Wind turbine technicians to begin work-to-rule on Monday; Siemens refuses to negotiate with union representing staff
Wind power generating companies in the west of the country could find themselves without maintenance services next week if industrial action planned by Siemens’ technicians goes ahead.
Members of the Technical Engineering & Electrical Union (TEEU) employed by Siemens Ireland Ltd, who service and repair wind turbines, have voted to take industrial action after the company said it would not recognise the union.
The 23 technicians, based mainly in Cork, Kerry and Donegal, will begin a work to rule on Monday and will not repair wind turbines outside of normal 8am to 5pm working hours. They will also not attend call-outs at weekends or deal directly with customers.
Siemens employs 260 workers in Ireland including in its renewable energy and healthcare businesses.

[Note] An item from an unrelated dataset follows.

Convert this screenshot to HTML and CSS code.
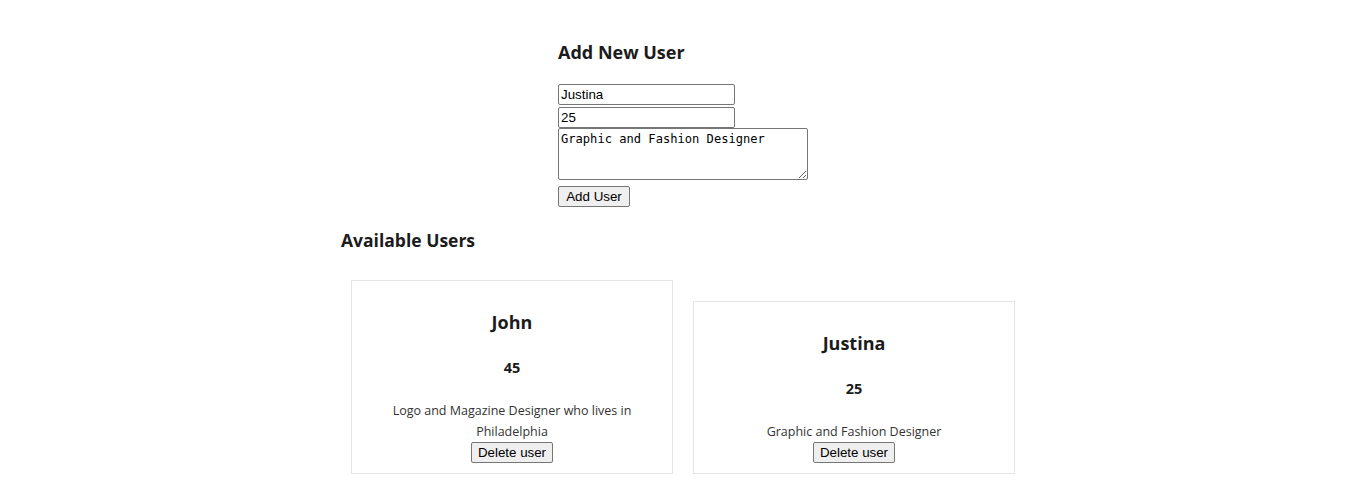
FILE: index.html
```html
<!DOCTYPE html>
<html>
<head>
<meta charset="utf-8">
<link rel="stylesheet" href="styles.css">
</head>
<body>
<div class="page">
  <section class="add-form">
    <h3 class="form-title">Add New User</h3>
    <input class="field" type="text" value="Justina">
    <input class="field field-age" type="text" value="25">
    <textarea class="bio">Graphic and Fashion Designer</textarea>
    <button class="btn btn-add">Add User</button>
  </section>
  <h3 class="list-title">Available Users</h3>
  <div class="cards">
    <div class="card">
      <h3 class="card-name">John</h3>
      <h4 class="card-age">45</h4>
      <p class="card-desc">Logo and Magazine Designer who lives in Philadelphia</p>
      <button class="btn btn-delete">Delete user</button>
    </div>
    <div class="card">
      <h3 class="card-name">Justina</h3>
      <h4 class="card-age">25</h4>
      <p class="card-desc">Graphic and Fashion Designer</p>
      <button class="btn btn-delete">Delete user</button>
    </div>
  </div>
</div>
</body>
</html>
```

FILE: styles.css
```css
body {
  margin: 0;
  background: #ffffff;
  color: #1b1b1b;
  font-family: "Open Sans", "Noto Sans", sans-serif;
}
.page {
  width: 684px;
  margin: 0 auto;
}
.add-form {
  width: 250px;
  margin: 0 auto;
  display: flex;
  flex-direction: column;
  align-items: flex-start;
}
.form-title {
  margin: 40px 0 19px;
  font-size: 18px;
  line-height: 25px;
  font-weight: 700;
}
.field {
  box-sizing: border-box;
  width: 177px;
  height: 21px;
  margin: 0 0 2px;
  padding: 1px 2px;
  border: 1px solid #767676;
  border-radius: 2px;
  font-family: "Liberation Sans", Arial, sans-serif;
  font-size: 13.33px;
  color: #000;
  background: #fff;
}
.field-age {
  margin-bottom: 0;
}
.bio {
  box-sizing: border-box;
  width: 250px;
  height: 52px;
  margin: 0;
  padding: 3px 2px 2px;
  border: 1px solid #767676;
  border-radius: 2px;
  font-family: "DejaVu Sans Mono", "Liberation Mono", monospace;
  font-size: 12.1px;
  color: #000;
  resize: both;
}
.btn {
  box-sizing: border-box;
  height: 21px;
  padding: 1px 6px;
  border: 1px solid #767676;
  border-radius: 2px;
  background: #efefef;
  color: #000;
  font-family: "Liberation Sans", Arial, sans-serif;
  font-size: 13.33px;
  line-height: 17px;
}
.btn-add {
  margin-top: 6px;
  width: 72px;
}
.btn-delete {
  display: block;
  margin: 0 auto;
}
.list-title {
  margin: 21px 0 27px;
  font-size: 17.5px;
  line-height: 25px;
  font-weight: 700;
}
.cards {
  display: flex;
  align-items: flex-end;
}
.card {
  box-sizing: border-box;
  width: 322px;
  margin: 0 10px;
  padding: 10px 10px 10px;
  border: 1px solid #e4e4e4;
  text-align: center;
}
.card-name {
  margin: 19px 0 0;
  font-size: 18px;
  line-height: 25px;
  font-weight: 700;
}
.card-age {
  margin: 22px 0 0;
  font-size: 14.5px;
  line-height: 21px;
  font-weight: 700;
}
.card-desc {
  margin: 22px 20px 0;
  font-size: 12.5px;
  line-height: 21px;
  color: #333;
}
```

Arthur Hall, assistant general secretary of the union, said he is “totally baffled” that the company is refusing to recognise the right of the technicians to be represented by a union. It already had union agreements with Unite in its Swords healthcare plant and with the Communication Workers’ Union at its call centre in Cork, he said. And it recognises unions in other European countries.
He said the conditions for technicians at Siemens were inferior to other wind farm companies. “The staff came to us to join the union because they were unhappy with the terms and conditions of their employment,” he said. “I have been writing to Siemens since January to no avail.”
Mr Hall said if the work to rule received no response, the union had a mandate for strike action.
In a statement yesterday, said it employed 260 people in Ireland including 45 people employed in project management, operations, and servicing of wind farms across a number of locations. The company engaged in “regular communication and consultation” with all staff.
“We have a grievance and open door policy that encourages employees to raise/discuss any issue they might have with regard to their terms and conditions of employment,” it said.
“Siemens Ltd recognises the right of an individual to join a trade union however, we have advised the TEEU that we will continue to engage directly with our employees on all matters relating to their employment.”
The statement also said customers had been advised of the intended industrial action and the company working to minimise disruption to services.